# Opening weekend weather.



## snag (Dec 27, 2005)

It's looking good for next weekend, finally going to really cool down, talking of in the 50s during the day, hope so it's just to hot right now.


----------



## 9Left (Jun 23, 2012)

ye looks to be at least comfortable weather anyway...personally, I probably won't even start bow hunting for about three weeks...I dont like sitting in a tree full of green leaves


----------



## snag (Dec 27, 2005)

I like early hunting more natural camo in the woods , deer aren't spooky from other hunters yet, and I'm in a oak tree cluster so those leaves stay green longer and fall off late.


----------



## InlandKid (Aug 29, 2006)

I bought a tree saddle this summer and can't wait till Saturday morning to see if I like it better than a stand. Good luck if you guys go out.


----------



## 9Left (Jun 23, 2012)

inlandkid....have you taken that saddle up in the tree to practice with it yet?


----------



## InlandKid (Aug 29, 2006)

Yeah I've been playing with it in the backyard and taking practice shots, I added a molle back support to it but haven't sat in it longer than a half hour period. It's going to take some time to get comfortable facing the tree. 9left do you or have you hunted out of one?? Any advice.


----------



## Shaun69007 (Sep 2, 2009)

Gonna be cooler. What sucks is i have a 2 week block on a state preserve for opening two weeks. I dont see much deer hunting going to happen. My hunting partner and I may hunt this weekend and then go up the Sandusky bay catfishing next weekend if the 80 degrees they are calling for holds.


----------



## 9Left (Jun 23, 2012)

nope... don't own one, but IMO, they just do not look that comfortable... no real foot rest or back rest... i'm sure they are OK to hunt from for an hour or so ... I can't really see what the added benefit to a tree saddle is over a climber tho.... with the saddle, you still have to carry climbing sticks, or some other way to actually climb the tree ... and the saddle system is still restricted to trees with no limbs, just like the climber is .....honestly, it seems like a climber is a lot faster, and about the same amount of weight you'd hafta carry with the saddle system set up.


----------



## SelfTaught (Mar 27, 2014)

My brother in laws both hunt out of sling stands. Definitely not as comfortable, but very deadly and effective. They use old railroad spikes or screw in steps so all they have to do Is walk in and climb up like a ladder stand. We have the luxury of hunting private property though and don't have to worry about public land trees. 

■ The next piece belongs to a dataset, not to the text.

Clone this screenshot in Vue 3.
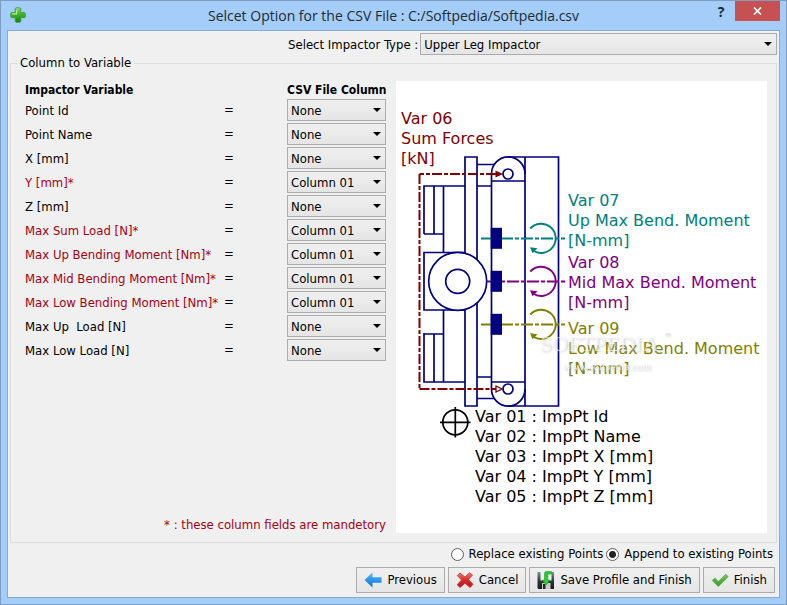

It's nice Because you can hunt 20-25' up and have 360 degrees of movements around tree to shoot. You're up high enough your scent is better controlled. Deer never know your there. They send me pics all the time of does bedded right under them! Deer never know they're there. 100% safe when climbing with a linesman belts. I'm a big believer big mature bucks understand what ladder stands are in heavy pressured areas and climbers/tree saddles can be deadly.


----------